>> Begin PROVIDED DATA

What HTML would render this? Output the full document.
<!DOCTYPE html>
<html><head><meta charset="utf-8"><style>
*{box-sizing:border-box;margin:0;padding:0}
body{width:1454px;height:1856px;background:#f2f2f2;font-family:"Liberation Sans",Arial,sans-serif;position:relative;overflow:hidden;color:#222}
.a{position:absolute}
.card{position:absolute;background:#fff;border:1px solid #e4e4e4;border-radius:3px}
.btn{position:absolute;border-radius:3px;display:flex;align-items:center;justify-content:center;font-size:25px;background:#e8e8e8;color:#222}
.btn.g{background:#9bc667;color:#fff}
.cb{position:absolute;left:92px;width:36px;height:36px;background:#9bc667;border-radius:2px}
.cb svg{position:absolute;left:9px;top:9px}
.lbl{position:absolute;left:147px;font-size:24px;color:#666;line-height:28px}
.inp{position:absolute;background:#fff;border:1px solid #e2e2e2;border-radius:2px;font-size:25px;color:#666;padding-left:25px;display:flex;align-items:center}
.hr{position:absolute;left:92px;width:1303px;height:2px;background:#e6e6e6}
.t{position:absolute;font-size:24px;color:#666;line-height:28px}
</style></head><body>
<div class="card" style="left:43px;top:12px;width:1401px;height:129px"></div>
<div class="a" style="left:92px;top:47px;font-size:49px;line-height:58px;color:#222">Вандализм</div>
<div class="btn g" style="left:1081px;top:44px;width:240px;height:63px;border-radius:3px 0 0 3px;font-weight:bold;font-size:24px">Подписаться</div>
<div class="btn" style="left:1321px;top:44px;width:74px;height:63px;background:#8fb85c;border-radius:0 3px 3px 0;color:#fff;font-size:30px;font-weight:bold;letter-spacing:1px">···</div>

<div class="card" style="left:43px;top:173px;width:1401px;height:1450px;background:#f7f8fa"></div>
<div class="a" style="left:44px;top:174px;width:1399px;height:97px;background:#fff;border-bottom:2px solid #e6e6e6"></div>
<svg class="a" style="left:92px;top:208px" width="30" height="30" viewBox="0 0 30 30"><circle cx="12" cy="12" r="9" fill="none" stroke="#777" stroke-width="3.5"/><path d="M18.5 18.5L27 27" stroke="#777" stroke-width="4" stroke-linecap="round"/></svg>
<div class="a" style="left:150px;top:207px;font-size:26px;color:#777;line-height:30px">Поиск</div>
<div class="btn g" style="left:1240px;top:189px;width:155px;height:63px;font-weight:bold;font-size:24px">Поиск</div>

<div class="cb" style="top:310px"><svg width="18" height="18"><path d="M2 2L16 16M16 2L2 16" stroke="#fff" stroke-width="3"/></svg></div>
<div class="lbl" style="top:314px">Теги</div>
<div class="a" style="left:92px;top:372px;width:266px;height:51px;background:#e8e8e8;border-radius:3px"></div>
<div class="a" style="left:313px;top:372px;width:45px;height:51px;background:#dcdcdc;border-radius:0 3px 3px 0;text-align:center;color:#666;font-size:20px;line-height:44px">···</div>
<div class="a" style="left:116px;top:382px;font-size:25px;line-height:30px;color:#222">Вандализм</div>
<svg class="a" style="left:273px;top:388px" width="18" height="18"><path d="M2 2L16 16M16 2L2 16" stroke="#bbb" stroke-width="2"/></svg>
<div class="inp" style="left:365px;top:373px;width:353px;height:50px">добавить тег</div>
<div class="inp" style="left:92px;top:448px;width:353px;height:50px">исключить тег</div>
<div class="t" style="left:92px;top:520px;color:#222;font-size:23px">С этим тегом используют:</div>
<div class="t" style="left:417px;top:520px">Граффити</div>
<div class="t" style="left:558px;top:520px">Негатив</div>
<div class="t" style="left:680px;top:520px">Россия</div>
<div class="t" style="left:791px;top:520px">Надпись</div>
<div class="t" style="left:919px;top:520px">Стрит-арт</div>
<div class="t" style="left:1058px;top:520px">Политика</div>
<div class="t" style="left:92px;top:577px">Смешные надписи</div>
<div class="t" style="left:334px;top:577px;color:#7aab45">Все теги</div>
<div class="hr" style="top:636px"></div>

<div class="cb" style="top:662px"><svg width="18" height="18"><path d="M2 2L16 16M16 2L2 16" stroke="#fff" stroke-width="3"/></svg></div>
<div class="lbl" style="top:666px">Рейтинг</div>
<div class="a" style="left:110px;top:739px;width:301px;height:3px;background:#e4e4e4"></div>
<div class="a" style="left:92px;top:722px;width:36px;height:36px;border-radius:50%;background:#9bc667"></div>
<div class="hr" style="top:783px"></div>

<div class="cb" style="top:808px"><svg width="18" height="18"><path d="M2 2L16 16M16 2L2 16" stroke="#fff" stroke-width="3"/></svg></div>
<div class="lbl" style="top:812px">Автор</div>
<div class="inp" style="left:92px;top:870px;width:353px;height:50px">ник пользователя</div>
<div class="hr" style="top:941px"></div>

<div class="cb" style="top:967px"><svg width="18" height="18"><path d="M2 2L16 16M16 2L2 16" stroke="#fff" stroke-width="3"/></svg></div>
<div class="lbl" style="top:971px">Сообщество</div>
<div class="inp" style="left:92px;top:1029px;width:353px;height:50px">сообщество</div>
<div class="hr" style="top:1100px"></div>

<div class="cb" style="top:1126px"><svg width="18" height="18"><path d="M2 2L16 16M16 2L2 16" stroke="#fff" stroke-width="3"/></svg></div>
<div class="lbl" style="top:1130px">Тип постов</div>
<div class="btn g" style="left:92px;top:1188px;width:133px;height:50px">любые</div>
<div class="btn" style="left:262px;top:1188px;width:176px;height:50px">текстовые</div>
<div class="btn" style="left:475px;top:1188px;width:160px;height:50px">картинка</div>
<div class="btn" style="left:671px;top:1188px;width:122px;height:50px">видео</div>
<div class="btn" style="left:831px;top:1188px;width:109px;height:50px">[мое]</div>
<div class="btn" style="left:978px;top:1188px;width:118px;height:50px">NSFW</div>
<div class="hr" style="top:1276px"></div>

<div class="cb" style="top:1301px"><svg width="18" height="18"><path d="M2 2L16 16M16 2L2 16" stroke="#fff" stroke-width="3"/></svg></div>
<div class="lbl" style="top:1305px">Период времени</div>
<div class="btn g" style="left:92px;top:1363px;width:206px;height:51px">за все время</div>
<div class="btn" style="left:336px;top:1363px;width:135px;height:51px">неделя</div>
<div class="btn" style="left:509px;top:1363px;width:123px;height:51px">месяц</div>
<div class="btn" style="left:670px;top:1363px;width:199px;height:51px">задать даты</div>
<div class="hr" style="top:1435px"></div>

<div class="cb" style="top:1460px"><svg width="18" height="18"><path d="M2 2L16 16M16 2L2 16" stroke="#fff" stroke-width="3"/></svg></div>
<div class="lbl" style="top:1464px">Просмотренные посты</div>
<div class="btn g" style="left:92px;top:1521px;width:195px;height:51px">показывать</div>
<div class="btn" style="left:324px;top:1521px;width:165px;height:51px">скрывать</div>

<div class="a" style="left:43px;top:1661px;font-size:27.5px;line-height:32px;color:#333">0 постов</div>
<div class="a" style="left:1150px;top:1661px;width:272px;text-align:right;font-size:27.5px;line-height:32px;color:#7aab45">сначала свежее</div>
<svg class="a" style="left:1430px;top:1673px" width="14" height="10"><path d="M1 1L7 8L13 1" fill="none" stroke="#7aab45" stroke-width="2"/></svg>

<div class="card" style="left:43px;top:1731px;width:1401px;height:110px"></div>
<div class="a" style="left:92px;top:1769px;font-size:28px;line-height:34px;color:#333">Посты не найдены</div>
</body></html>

>> End PROVIDED DATA

## DIRECTIONS FOR THIS TASK:
Write out the whole listing again. Match it word for word.

## SOLUTION TO THIS PROBLEM:
What HTML would render this? Output the full document.
<!DOCTYPE html>
<html><head><meta charset="utf-8"><style>
*{box-sizing:border-box;margin:0;padding:0}
body{width:1454px;height:1856px;background:#f2f2f2;font-family:"Liberation Sans",Arial,sans-serif;position:relative;overflow:hidden;color:#222}
.a{position:absolute}
.card{position:absolute;background:#fff;border:1px solid #e4e4e4;border-radius:3px}
.btn{position:absolute;border-radius:3px;display:flex;align-items:center;justify-content:center;font-size:25px;background:#e8e8e8;color:#222}
.btn.g{background:#9bc667;color:#fff}
.cb{position:absolute;left:92px;width:36px;height:36px;background:#9bc667;border-radius:2px}
.cb svg{position:absolute;left:9px;top:9px}
.lbl{position:absolute;left:147px;font-size:24px;color:#666;line-height:28px}
.inp{position:absolute;background:#fff;border:1px solid #e2e2e2;border-radius:2px;font-size:25px;color:#666;padding-left:25px;display:flex;align-items:center}
.hr{position:absolute;left:92px;width:1303px;height:2px;background:#e6e6e6}
.t{position:absolute;font-size:24px;color:#666;line-height:28px}
</style></head><body>
<div class="card" style="left:43px;top:12px;width:1401px;height:129px"></div>
<div class="a" style="left:92px;top:47px;font-size:49px;line-height:58px;color:#222">Вандализм</div>
<div class="btn g" style="left:1081px;top:44px;width:240px;height:63px;border-radius:3px 0 0 3px;font-weight:bold;font-size:24px">Подписаться</div>
<div class="btn" style="left:1321px;top:44px;width:74px;height:63px;background:#8fb85c;border-radius:0 3px 3px 0;color:#fff;font-size:30px;font-weight:bold;letter-spacing:1px">···</div>

<div class="card" style="left:43px;top:173px;width:1401px;height:1450px;background:#f7f8fa"></div>
<div class="a" style="left:44px;top:174px;width:1399px;height:97px;background:#fff;border-bottom:2px solid #e6e6e6"></div>
<svg class="a" style="left:92px;top:208px" width="30" height="30" viewBox="0 0 30 30"><circle cx="12" cy="12" r="9" fill="none" stroke="#777" stroke-width="3.5"/><path d="M18.5 18.5L27 27" stroke="#777" stroke-width="4" stroke-linecap="round"/></svg>
<div class="a" style="left:150px;top:207px;font-size:26px;color:#777;line-height:30px">Поиск</div>
<div class="btn g" style="left:1240px;top:189px;width:155px;height:63px;font-weight:bold;font-size:24px">Поиск</div>

<div class="cb" style="top:310px"><svg width="18" height="18"><path d="M2 2L16 16M16 2L2 16" stroke="#fff" stroke-width="3"/></svg></div>
<div class="lbl" style="top:314px">Теги</div>
<div class="a" style="left:92px;top:372px;width:266px;height:51px;background:#e8e8e8;border-radius:3px"></div>
<div class="a" style="left:313px;top:372px;width:45px;height:51px;background:#dcdcdc;border-radius:0 3px 3px 0;text-align:center;color:#666;font-size:20px;line-height:44px">···</div>
<div class="a" style="left:116px;top:382px;font-size:25px;line-height:30px;color:#222">Вандализм</div>
<svg class="a" style="left:273px;top:388px" width="18" height="18"><path d="M2 2L16 16M16 2L2 16" stroke="#bbb" stroke-width="2"/></svg>
<div class="inp" style="left:365px;top:373px;width:353px;height:50px">добавить тег</div>
<div class="inp" style="left:92px;top:448px;width:353px;height:50px">исключить тег</div>
<div class="t" style="left:92px;top:520px;color:#222;font-size:23px">С этим тегом используют:</div>
<div class="t" style="left:417px;top:520px">Граффити</div>
<div class="t" style="left:558px;top:520px">Негатив</div>
<div class="t" style="left:680px;top:520px">Россия</div>
<div class="t" style="left:791px;top:520px">Надпись</div>
<div class="t" style="left:919px;top:520px">Стрит-арт</div>
<div class="t" style="left:1058px;top:520px">Политика</div>
<div class="t" style="left:92px;top:577px">Смешные надписи</div>
<div class="t" style="left:334px;top:577px;color:#7aab45">Все теги</div>
<div class="hr" style="top:636px"></div>

<div class="cb" style="top:662px"><svg width="18" height="18"><path d="M2 2L16 16M16 2L2 16" stroke="#fff" stroke-width="3"/></svg></div>
<div class="lbl" style="top:666px">Рейтинг</div>
<div class="a" style="left:110px;top:739px;width:301px;height:3px;background:#e4e4e4"></div>
<div class="a" style="left:92px;top:722px;width:36px;height:36px;border-radius:50%;background:#9bc667"></div>
<div class="hr" style="top:783px"></div>

<div class="cb" style="top:808px"><svg width="18" height="18"><path d="M2 2L16 16M16 2L2 16" stroke="#fff" stroke-width="3"/></svg></div>
<div class="lbl" style="top:812px">Автор</div>
<div class="inp" style="left:92px;top:870px;width:353px;height:50px">ник пользователя</div>
<div class="hr" style="top:941px"></div>

<div class="cb" style="top:967px"><svg width="18" height="18"><path d="M2 2L16 16M16 2L2 16" stroke="#fff" stroke-width="3"/></svg></div>
<div class="lbl" style="top:971px">Сообщество</div>
<div class="inp" style="left:92px;top:1029px;width:353px;height:50px">сообщество</div>
<div class="hr" style="top:1100px"></div>

<div class="cb" style="top:1126px"><svg width="18" height="18"><path d="M2 2L16 16M16 2L2 16" stroke="#fff" stroke-width="3"/></svg></div>
<div class="lbl" style="top:1130px">Тип постов</div>
<div class="btn g" style="left:92px;top:1188px;width:133px;height:50px">любые</div>
<div class="btn" style="left:262px;top:1188px;width:176px;height:50px">текстовые</div>
<div class="btn" style="left:475px;top:1188px;width:160px;height:50px">картинка</div>
<div class="btn" style="left:671px;top:1188px;width:122px;height:50px">видео</div>
<div class="btn" style="left:831px;top:1188px;width:109px;height:50px">[мое]</div>
<div class="btn" style="left:978px;top:1188px;width:118px;height:50px">NSFW</div>
<div class="hr" style="top:1276px"></div>

<div class="cb" style="top:1301px"><svg width="18" height="18"><path d="M2 2L16 16M16 2L2 16" stroke="#fff" stroke-width="3"/></svg></div>
<div class="lbl" style="top:1305px">Период времени</div>
<div class="btn g" style="left:92px;top:1363px;width:206px;height:51px">за все время</div>
<div class="btn" style="left:336px;top:1363px;width:135px;height:51px">неделя</div>
<div class="btn" style="left:509px;top:1363px;width:123px;height:51px">месяц</div>
<div class="btn" style="left:670px;top:1363px;width:199px;height:51px">задать даты</div>
<div class="hr" style="top:1435px"></div>

<div class="cb" style="top:1460px"><svg width="18" height="18"><path d="M2 2L16 16M16 2L2 16" stroke="#fff" stroke-width="3"/></svg></div>
<div class="lbl" style="top:1464px">Просмотренные посты</div>
<div class="btn g" style="left:92px;top:1521px;width:195px;height:51px">показывать</div>
<div class="btn" style="left:324px;top:1521px;width:165px;height:51px">скрывать</div>

<div class="a" style="left:43px;top:1661px;font-size:27.5px;line-height:32px;color:#333">0 постов</div>
<div class="a" style="left:1150px;top:1661px;width:272px;text-align:right;font-size:27.5px;line-height:32px;color:#7aab45">сначала свежее</div>
<svg class="a" style="left:1430px;top:1673px" width="14" height="10"><path d="M1 1L7 8L13 1" fill="none" stroke="#7aab45" stroke-width="2"/></svg>

<div class="card" style="left:43px;top:1731px;width:1401px;height:110px"></div>
<div class="a" style="left:92px;top:1769px;font-size:28px;line-height:34px;color:#333">Посты не найдены</div>
</body></html>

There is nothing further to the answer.